In reality, however, the K + channels are not 100% selective for K + , and not all the channels in a resting membrane are K + channels. As a result, Na + ions are also able to flow across the membrane. The Na + concentration outside of neurons is much higher than that inside, so Na + moves into the cell because of both the concentration gradient and the intracellular negativity. The result is competing ion flows ( Fig. 7.2 )—inward Na + flow trying to move the membrane potential to V Na and outward K + flow trying to move the membrane potential to V K . A steady state is reached at a potential somewhere between V Na and V K . Just where the steady state is reached is determined by the ion to which the membrane is more permeable. Hence, V Na and V K are boundary values for the membrane potential, and changes in membrane permeability to Na + or K + will cause the membrane potential to move closer to one or the other; this is the usual basis for electrical signaling by neurons. The membranes of most neurons most of the time are much more permeable to K + than to Na + , so the resting membrane potential is close to V K .

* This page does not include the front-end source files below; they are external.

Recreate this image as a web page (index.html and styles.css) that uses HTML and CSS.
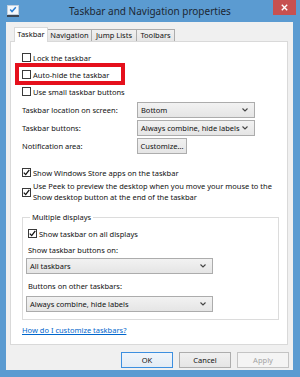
FILE: index.html
```html
<!DOCTYPE html>
<html>
<head>
<meta charset="utf-8">
<link rel="stylesheet" href="styles.css">
</head>
<body>
<div class="window">
  <div class="titlebar">
    <svg class="app-icon" width="12" height="12" viewBox="0 0 12 12">
      <rect x="0.5" y="0.5" width="11" height="9" fill="#f4f8fc" stroke="#c3d0dd"/>
      <path d="M3.2 4.6 L5 6.6 L8.8 2.2" stroke="#2a7fd4" stroke-width="1.5" fill="none"/>
      <rect x="0" y="10" width="12" height="2" fill="#3a4654"/>
    </svg>
    <div class="title">Taskbar and Navigation properties</div>
    <div class="close">
      <svg width="7" height="7" viewBox="0 0 7 7"><path d="M0.8 0.8 L6.2 6.2 M6.2 0.8 L0.8 6.2" stroke="#fff" stroke-width="1.4"/></svg>
    </div>
  </div>
  <div class="client">
    <div class="tabs">
      <div class="tab selected w1">Taskbar</div>
      <div class="tab w2">Navigation</div>
      <div class="tab w3">Jump Lists</div>
      <div class="tab w4">Toolbars</div>
    </div>
    <div class="panel">
      <div class="check-row"><span class="box"></span><span>Lock the taskbar</span></div>
      <div class="check-row marked"><span class="box"></span><span>Auto-hide the taskbar</span><span class="highlight"></span></div>
      <div class="check-row"><span class="box"></span><span>Use small taskbar buttons</span></div>

      <div class="field-row first"><span class="label">Taskbar location on screen:</span>
        <div class="select w-main"><span>Bottom</span><svg class="chev" width="6" height="4" viewBox="0 0 6 4"><path d="M0.5 0.5 L3 3 L5.5 0.5" stroke="#444" stroke-width="1.1" fill="none"/></svg></div>
      </div>
      <div class="field-row"><span class="label">Taskbar buttons:</span>
        <div class="select w-main"><span>Always combine, hide labels</span><svg class="chev" width="6" height="4" viewBox="0 0 6 4"><path d="M0.5 0.5 L3 3 L5.5 0.5" stroke="#444" stroke-width="1.1" fill="none"/></svg></div>
      </div>
      <div class="field-row"><span class="label">Notification area:</span>
        <div class="btn customize">Customize...</div>
      </div>

      <div class="check-row store"><span class="box checked"><svg width="7" height="7" viewBox="0 0 7 7"><path d="M0.8 3.6 L2.7 5.6 L6.3 0.9" stroke="#111" stroke-width="1.3" fill="none"/></svg></span><span>Show Windows Store apps on the taskbar</span></div>
      <div class="check-row peek"><span class="box checked"><svg width="7" height="7" viewBox="0 0 7 7"><path d="M0.8 3.6 L2.7 5.6 L6.3 0.9" stroke="#111" stroke-width="1.3" fill="none"/></svg></span><span class="two-line">Use Peek to preview the desktop when you move your mouse to the<br>Show desktop button at the end of the taskbar</span></div>

      <fieldset class="group">
        <legend>Multiple displays</legend>
        <div class="check-row"><span class="box checked"><svg width="7" height="7" viewBox="0 0 7 7"><path d="M0.8 3.6 L2.7 5.6 L6.3 0.9" stroke="#111" stroke-width="1.3" fill="none"/></svg></span><span>Show taskbar on all displays</span></div>
        <div class="group-label">Show taskbar buttons on:</div>
        <div class="select w-group"><span>All taskbars</span><svg class="chev" width="6" height="4" viewBox="0 0 6 4"><path d="M0.5 0.5 L3 3 L5.5 0.5" stroke="#444" stroke-width="1.1" fill="none"/></svg></div>
        <div class="group-label second">Buttons on other taskbars:</div>
        <div class="select w-group"><span>Always combine, hide labels</span><svg class="chev" width="6" height="4" viewBox="0 0 6 4"><path d="M0.5 0.5 L3 3 L5.5 0.5" stroke="#444" stroke-width="1.1" fill="none"/></svg></div>
      </fieldset>

      <div class="link-row"><a class="link" href="#">How do I customize taskbars?</a></div>
    </div>
    <div class="buttons">
      <div class="btn default">OK</div>
      <div class="btn">Cancel</div>
      <div class="btn disabled">Apply</div>
    </div>
  </div>
</div>
</body>
</html>
```

FILE: styles.css
```css
* { box-sizing: border-box; }
html, body { margin: 0; padding: 0; }
body {
  background: #5b9bd1;
  font-family: "Noto Sans", "Open Sans", sans-serif;
  font-size: 7.5px;
  color: #111;
}
.window {
  width: 300px;
  height: 377px;
  background: #5b9bd1;
  overflow: hidden;
}
.titlebar {
  height: 22px;
  display: grid;
  grid-template-columns: 1fr auto 1fr;
  align-items: start;
}
.app-icon {
  margin: 5px 0 0 7px;
  justify-self: start;
}
.title {
  font-size: 10px;
  line-height: 12px;
  padding-top: 5px;
  color: #1c2733;
  white-space: nowrap;
}
.close {
  justify-self: end;
  width: 23px;
  height: 15px;
  margin-right: 4px;
  background: #c75050;
  display: flex;
  align-items: center;
  justify-content: center;
}
.client {
  margin: 0 7px 0 6px;
  height: 348px;
  background: #f0f0f0;
  padding: 5px 5px 0 4px;
}
.tabs {
  display: flex;
  align-items: flex-end;
  padding-left: 4px;
  height: 15px;
  position: relative;
  z-index: 1;
}
.tab {
  height: 12px;
  border: 1px solid #acacac;
  border-bottom: none;
  background: linear-gradient(#f0f0f0, #e5e5e5);
  text-align: center;
  line-height: 10px;
  white-space: nowrap;
  margin-bottom: 1px;
  margin-left: -1px;
}
.tab.selected {
  height: 15px;
  background: #fff;
  border-color: #d9d9d9;
  margin-bottom: 0;
  margin-left: 0;
  line-height: 13px;
  position: relative;
  z-index: 2;
}
.w1 { width: 34px; }
.w2 { width: 45px; }
.w3 { width: 46px; }
.w4 { width: 39px; }
.panel {
  height: 304px;
  margin-top: -1px;
  background: #fff;
  border: 1px solid #d9d9d9;
  padding: 7px 8px 0 11px;
}
.check-row {
  height: 17px;
  display: flex;
  align-items: center;
  gap: 2px;
  white-space: nowrap;
}
.box {
  width: 9px;
  height: 9px;
  flex: none;
  border: 1px solid #3a3a3a;
  background: #fff;
  display: flex;
  align-items: center;
  justify-content: center;
}
.marked { position: relative; }
.highlight {
  position: absolute;
  left: -7px;
  top: -3px;
  width: 110px;
  height: 22px;
  border: 4px solid #e5101c;
}
.field-row {
  height: 18px;
  display: flex;
  align-items: center;
  white-space: nowrap;
}
.field-row.first { margin-top: 1px; }
.label { width: 115px; flex: none; }
.select {
  height: 16px;
  border: 1px solid #acacac;
  background: linear-gradient(#f2f2f2, #e5e5e5);
  display: flex;
  align-items: center;
  justify-content: space-between;
  padding: 0 6px 0 3px;
  white-space: nowrap;
}
.w-main { width: 118px; }
.w-group { width: 187px; margin-left: -2px; }
.btn {
  height: 16px;
  width: 52px;
  border: 1px solid #adadad;
  background: linear-gradient(#f0f0f0, #e5e5e5);
  display: flex;
  align-items: center;
  justify-content: center;
  white-space: nowrap;
}
.customize { width: 50px; }
.check-row.store { margin-top: 9px; }
.check-row.peek { height: 22px; margin-top: 0; }
.two-line { line-height: 11px; }
.group {
  margin: 9px 0 0 0;
  padding: 3px 5px 7px 5px;
  border: 1px solid #dcdcdc;
  min-width: 0;
}
.group legend {
  padding: 0 2px;
  margin-left: 2px;
  line-height: 10px;
}
.group-label {
  height: 16px;
  line-height: 16px;
}
.group-label.second { margin-top: 4px; height: 16px; }
.group .select + .group-label { }
.group .group-label + .select { margin-top: 0; }
.group .group-label.second + .select { margin-top: 2px; }
.link-row {
  margin-top: 3px;
  height: 14px;
  display: flex;
  align-items: center;
}
.link {
  color: #0066cc;
  text-decoration: underline;
}
.buttons {
  margin-top: 7px;
  display: flex;
  justify-content: flex-end;
  gap: 6px;
  margin-right: -1px;
}
.btn.default {
  border-color: #3c8fe0;
  background: linear-gradient(#f0f5fb, #e3ecf5);
}
.btn.disabled {
  border-color: #c4c4c4;
  background: #f4f4f4;
  color: #a3a3a3;
}
```
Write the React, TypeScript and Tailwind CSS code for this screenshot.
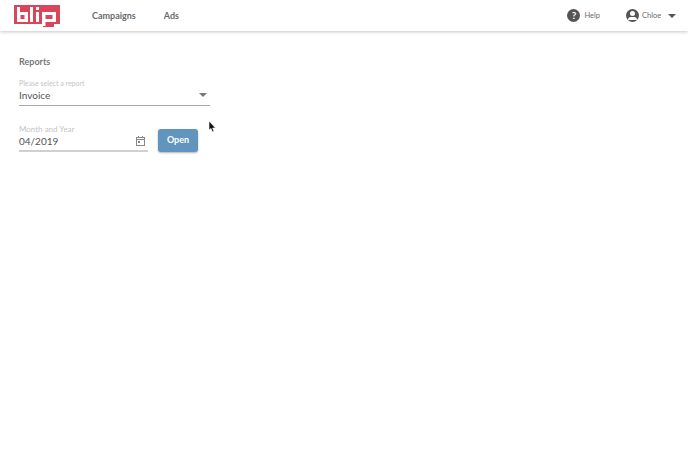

Concentration Gradients Are Maintained by Membrane Proteins That Pump Ions
A major difference between the theoretical K + -selective membrane and the real-life membrane that is permeable to both K + and Na + is that energy is required to maintain the concentration gradients across real-life membranes. If K + continually flowed out and Na + continually flowed in, the ionic concentration gradients across the membrane would fade away and the membrane potential would decline toward zero. This is averted by another class of membrane-spanning proteins, ion pumps, that use the energy liberated by hydrolysis of ATP to pump ions in the opposite direction and so maintain concentration gradients. The best-known example is the Na + /K + exchange pump that pumps Na + out and K + in, compensating for the steady-state leakage through channels.